20 thoughts on “Upcoming peregrinations

  1. That sounds like great fun. I am sure there will be many interesting discussions. I hope the video and sound person does a good job. Hopefully whoever is responsible for that will arrange for a professional, or at least an accomplished amateur, to take care of that. Heck, I am sure you could find someone well qualified to do it for free, just for being able to listen in and hang out.

  2. Yes, we must share our Jerry with the world. DON’T hey sick!

    On “naturalism” – never let your opponents name you. Agenda item one — create you own terms. Study George Lakoff on this.

    Naturalism makes evidence-based knowledge sound like just another ideology.
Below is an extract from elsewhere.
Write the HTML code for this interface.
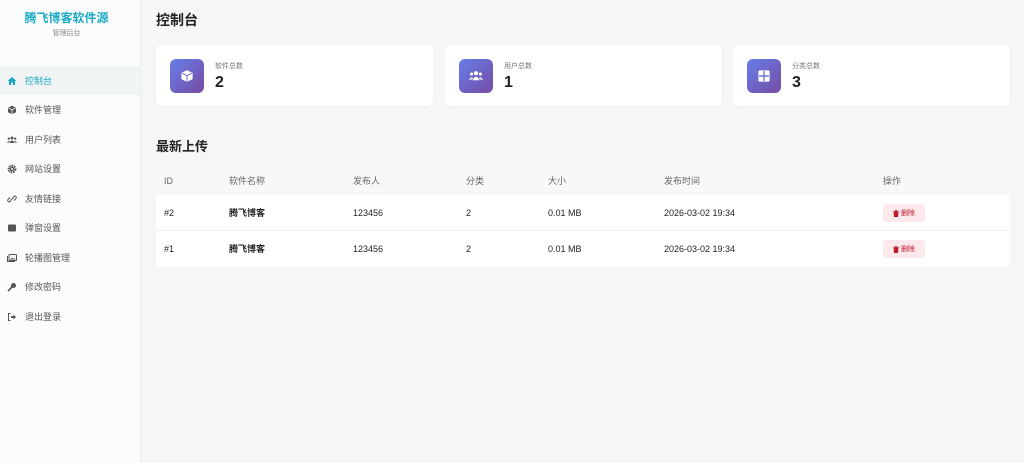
<!DOCTYPE html><html><head><meta charset="utf-8"><style>
*{margin:0;padding:0;box-sizing:border-box}
body{width:1024px;height:463px;overflow:hidden;background:#f5f6f7;font-family:"Liberation Sans","Noto Sans CJK SC",sans-serif;position:relative;color:#222}
.side{position:absolute;left:0;top:0;width:140px;height:463px;background:#fbfcfc;box-shadow:1px 0 2px rgba(0,0,0,.04)}
.logo{position:absolute;top:9px;width:133px;text-align:center;color:#1aa9c4;font-size:12px;font-weight:bold}
.sub{position:absolute;top:28px;width:133px;text-align:center;color:#888;font-size:7px}
.it{position:absolute;left:0;width:140px;height:29px;font-size:9px;color:#555;display:flex;align-items:center}
.it svg{position:absolute;left:7px;width:10px;height:10px}
.it span{position:absolute;left:25px}
.it.a{background:#f1f4f5;color:#1aa9c4}
h1{position:absolute;left:156px;top:10px;font-size:14px;font-weight:bold}
.card{position:absolute;top:45px;height:61px;width:277px;background:#fff;border-radius:6px;box-shadow:0 1px 3px rgba(0,0,0,.03)}
.ic{position:absolute;left:14px;top:14px;width:34px;height:34px;border-radius:6px;background:linear-gradient(135deg,#667eea,#764ba2);display:flex;align-items:center;justify-content:center}
.lb{position:absolute;left:59px;top:16px;font-size:7px;color:#777}
.nm{position:absolute;left:59px;top:29px;font-size:16px;font-weight:bold;color:#222}
h2{position:absolute;left:156px;top:136px;font-size:13px;font-weight:bold}
.tb{position:absolute;left:156px;top:166px;width:854px;height:101px;background:#fff;border-radius:4px}
.hd{position:absolute;left:0;top:0;width:854px;height:29px;background:#f7f8f8}
.c{position:absolute;font-size:9px;color:#222;line-height:10px;height:10px;top:10px}
.row .c{top:13px}
.hd .c{color:#666}
.row{position:absolute;left:0;width:854px;height:36px;border-bottom:1px solid #f0f0f0}
.del{position:absolute;left:727px;top:9px;width:42px;height:18px;background:#fde9ec;border-radius:3px;color:#c0182b;font-size:7px;display:flex;align-items:center;justify-content:center;gap:2px}
</style></head><body>
<div class="side">
<div class="logo">腾飞博客软件源</div><div class="sub">管理后台</div>
<div class="it a" style="top:66px"><svg viewBox="0 0 10 10"><path d="M5 1L0.5 5H2V9H4V6.5H6V9H8V5H9.5Z" fill="#1aa9c4"/></svg><span>控制台</span></div>
<div class="it" style="top:95px"><svg viewBox="0 0 10 10"><path d="M5 .8L9 2.8V7.2L5 9.2L1 7.2V2.8Z" fill="#555"/><path d="M1.5 3L5 4.8L8.5 3M5 4.8V9" stroke="#fff" stroke-width=".8" fill="none"/></svg><span>软件管理</span></div>
<div class="it" style="top:125px"><svg viewBox="0 0 10 10"><circle cx="5" cy="3" r="1.5" fill="#555"/><circle cx="1.8" cy="3.6" r="1.1" fill="#555"/><circle cx="8.2" cy="3.6" r="1.1" fill="#555"/><path d="M2.5 8Q5 3 7.5 8ZM0 8Q1.8 4.5 3 7ZM10 8Q8.2 4.5 7 7Z" fill="#555"/></svg><span>用户列表</span></div>
<div class="it" style="top:154px"><svg viewBox="0 0 10 10"><circle cx="5" cy="5" r="3.3" fill="none" stroke="#555" stroke-width="2.2" stroke-dasharray="1.6 .9"/><circle cx="5" cy="5" r="2.2" fill="#555"/><circle cx="5" cy="5" r="1" fill="#fff"/></svg><span>网站设置</span></div>
<div class="it" style="top:184px"><svg viewBox="0 0 10 10"><path d="M4 6.5L2.5 8A1.6 1.6 0 0 1 1 5.5L3 3.5M6 3.5L7.5 2A1.6 1.6 0 0 1 9 4.5L7 6.5M3.5 6.5L6.5 3.5" stroke="#555" stroke-width="1" fill="none"/></svg><span>友情链接</span></div>
<div class="it" style="top:213px"><svg viewBox="0 0 10 10"><rect x="1" y="1.5" width="8" height="7" rx="1" fill="#555"/></svg><span>弹窗设置</span></div>
<div class="it" style="top:243px"><svg viewBox="0 0 10 10"><rect x="2" y="1.5" width="7.5" height="6" rx=".8" fill="none" stroke="#555" stroke-width="1"/><path d="M.5 3V8.5H8" stroke="#555" fill="none"/><path d="M3 6.5L5 4.5L6.5 6L7.5 5L8.5 6.5Z" fill="#555"/></svg><span>轮播图管理</span></div>
<div class="it" style="top:272px"><svg viewBox="0 0 10 10"><circle cx="6.5" cy="3.5" r="2.5" fill="#555"/><path d="M5 5L1 9" stroke="#555" stroke-width="1.6"/></svg><span>修改密码</span></div>
<div class="it" style="top:302px"><svg viewBox="0 0 10 10"><path d="M3.5 1.5H1.5V8.5H3.5" stroke="#555" fill="none"/><path d="M4 4H6.5V2.5L9 5L6.5 7.5V6H4Z" fill="#555"/></svg><span>退出登录</span></div>
</div>
<h1>控制台</h1>
<div class="card" style="left:156px"><div class="ic"><svg width="14" height="14" viewBox="0 0 10 10"><path d="M5 .8L9 2.8V7.2L5 9.2L1 7.2V2.8Z" fill="#fff"/><path d="M1.5 3L5 4.8L8.5 3M5 4.8V9" stroke="#7270d0" stroke-width=".7" fill="none"/></svg></div><div class="lb">软件总数</div><div class="nm">2</div></div>
<div class="card" style="left:445px"><div class="ic"><svg width="16" height="14" viewBox="0 0 10 10"><circle cx="5" cy="3" r="1.5" fill="#fff"/><circle cx="1.8" cy="3.6" r="1.1" fill="#fff"/><circle cx="8.2" cy="3.6" r="1.1" fill="#fff"/><path d="M2.5 8Q5 3 7.5 8ZM0 8Q1.8 4.5 3 7ZM10 8Q8.2 4.5 7 7Z" fill="#fff"/></svg></div><div class="lb">用户总数</div><div class="nm">1</div></div>
<div class="card" style="left:733px"><div class="ic"><svg width="14" height="14" viewBox="0 0 10 10"><rect x="1" y="1" width="8" height="8" rx="1" fill="#fff"/><path d="M1.5 5H8.5M5 1.5V8.5" stroke="#7270d0" stroke-width="1"/></svg></div><div class="lb">分类总数</div><div class="nm">3</div></div>
<h2>最新上传</h2>
<div class="tb">
<div class="hd"><div class="c" style="left:8px">ID</div><div class="c" style="left:73px">软件名称</div><div class="c" style="left:197px">发布人</div><div class="c" style="left:310px">分类</div><div class="c" style="left:392px">大小</div><div class="c" style="left:508px">发布时间</div><div class="c" style="left:727px">操作</div></div>
<div class="row" style="top:29px"><div class="c" style="left:8px">#2</div><div class="c" style="left:73px;font-weight:bold">腾飞博客</div><div class="c" style="left:197px">123456</div><div class="c" style="left:310px">2</div><div class="c" style="left:392px">0.01 MB</div><div class="c" style="left:508px">2026-03-02 19:34</div><div class="del"><svg width="6" height="7" viewBox="0 0 6 7"><path d="M0 1H6V1.8H0ZM2 0H4V1H2ZM.6 2H5.4L5 7H1Z" fill="#c0182b"/></svg>删除</div></div>
<div class="row" style="top:65px;border:0"><div class="c" style="left:8px">#1</div><div class="c" style="left:73px;font-weight:bold">腾飞博客</div><div class="c" style="left:197px">123456</div><div class="c" style="left:310px">2</div><div class="c" style="left:392px">0.01 MB</div><div class="c" style="left:508px">2026-03-02 19:34</div><div class="del"><svg width="6" height="7" viewBox="0 0 6 7"><path d="M0 1H6V1.8H0ZM2 0H4V1H2ZM.6 2H5.4L5 7H1Z" fill="#c0182b"/></svg>删除</div></div>
</div>
</body></html>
That is conceding ground before the battle is joined.

    1. Actually, the Mexicans are some of the best chefs on the planet. Jerry should be in heaven. And, no — Taco Bell isn’t Mexican food. Doesn’t even resemble Mexican food.

      Jerry, I’d appreciate if you could float the idea in Stockbridge that, what people are pointing to when they say they’re exercising their free will, is the multiple mental simulations of the likely outcomes of their decisions. That’s not to say that that’s what free will actually is, but that that’s what people are pointing to and mistrakenly labeling, “free will.”

      b&

      1. It’s not a mistake to use the same idioms your neighbors use to describe social phenomena. By definition, “free will” means what people are pointing to when they say the words “free will”. Language is defined by actual usage in everyday speech, not by armchair theorists who insist on parsing such idioms literally.

        1. While I generally agree with you, I think there’s a strong case to be made in the particular instance of “free will.”

          You see, the definition in everyday speech matches that used by many of the armchair theorists — specifically, the random-schmuck-on-the-street thinks that “free will” has something to do with a dualist extra-personal force that is somehow unconstrained by the laws of nature (whatever they may be) whilst simultaneously being other than random, and that it’s that form of free will that the arguments are all about.

          I’d liken it to an optical illusion…say, one of Escher’s, where everybody is arguing over whether or not the water wheel is a perpetual motion machine, all the while completely missing the point that it’s just a bunch of ink on the page that tricks your visual cortex into thinking it’s seeing a real three-dimensional image.

          http://en.wikipedia.org/wiki/Waterfall_(M._C._Escher)

          Cheers,

          b&

    2. What the hell are you talking about? What does the comment about “authentic local restaurants” mean?

      And what do you mean about ideology, and moving the merchandise.

      This all sounds quite snotty, so please explain what you mean before you can post here again.

  3. Wow! What a great and pertinent focus for a meeting of the vocal ones. Looking forward to its documentation.

    Not only is Mexican cuisine way up there as a highly esteemed cuisine, local restaurants often provide excellent examples of their country’s cuisine. Maybe not in America, but in most other countries, yes.

  4. I really miss good Mexican food. I was spoiled by living in New Mexico. The only other area of the country that I have found any Mexican food on a par with what was commonly available in New Mexico was in California. Where I live now the best Mexican food around isn’t a whole lot better than Taco Bell.

    In other words, you’re making me feel envious again.

    1. Ahh, so you DON’T live in my town! Tucson has 50+ Mexican restaurants so there’s bound to be one to suit your taste. I have a short list of regular favorite places…and I’ve learned to cook some of the things that I like best. Sonoran food is quite different from what you usually get in NM or CA, but equally good (I enjoy the others but I prefer the local style).

      As for Taco H*ll…Ewww, it’s better to go to bed hungry!

      1. Braggart! At the best (out of 2) Mexican restaurants here, their idea of ceviche is some rubbery, tastless, precooked, frozen, then thawed shrimp in an awful one note liquid that tastes like that cheap bottled lime juice, in the plastic squeeze bottle that looks like a lime, that has been watered down. It is so awful it borders on the criminal.

        Their chorizo con huevos with beans, rice and salad is a decent breakfast, especially after a workout, but that is about the only thing worth eating there.

  5. so must prepare feverishly

    Just re-read your own excellent posts! They certainly helped me clarify my own thoughts on free will.

  6. Your focus, energy and commitment is outstanding and I’m happy to hear your talk about anything. And as others have commented, your past posts would keep us going for a long time. 😉

  7. SO then Jerry…
    Sorry to mention this again, it is at this meeting that you will get RD’s signature, not at Oxford !

  8. While in Mexico ask your hosts to take you to 2 great restaurants: Farolito, which is a fantastic “taqueria” and to El Bajio, where you will find all kinds of typical Mexican food.